Outrider Magazine, February, 2002

Ash Wednesday

“He has a gift for striking imagery. Watch out when McGee turns of drinking age.”

                                      Memphis Commercial Appeal

Kieran McGee – acoustic & electric guitars, bass, piano, harmonica, percussion, organ, drums on 5 & 9

                                           Ash Wednesday liner notes

One gets hit fast and hard by Kieran McGee. He’s a prodigy. Now, as for his sound, there’s a lot of Bob Dylan influence… the good kind, not the voice.
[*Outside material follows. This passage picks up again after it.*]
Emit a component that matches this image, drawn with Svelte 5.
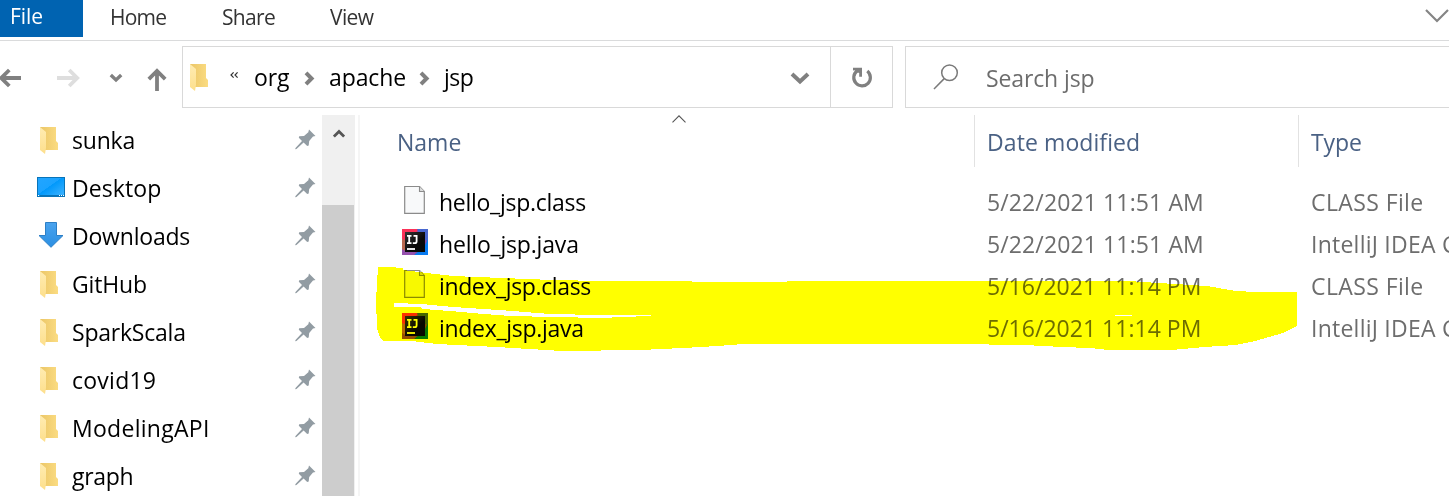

McGee just builds songs the way Dylan did, back when Dylan was building songs instead of rebuilding those same songs, as he’s been doing for the past three or four records, but that’s another story.

Back to Kieran McGee, His father was a music writer and his mother was a pianist, so they encouraged their son’s interest in music from the diapered beating-on-the-pots-and-pans phase on. He ended up with a drive to tell stories in song and a penchant for the basic musical frameworks of an earlier generation. Ash Wednesday could have been titled “Highway 61 Extension” to acknowledge the Dylan influence. Not that Dylan ever sounded this good. Also, truthfully, Dylan had more to say, but society looked worse to  more people when Dylan was young, so it was easier.

Too early on Ash Wednesday, Mr. McGee has to start crooning about unrequited love for a particular woman instead of the world‘s ills, which gets plenty of singer/songwriters through lifetimes, but which in a guy who’s pretty close to being a Bob Dylan impersonator comes across as inadequacy. Kieran McGee is born and bred to be a musical spokesperson for something, but his parents’ generation is not that something…. Their records were recorded a long time ago. He needs and deserves a producer/ally who will help him find something that needs a spokesperson today and some more original bandstand and studio partners.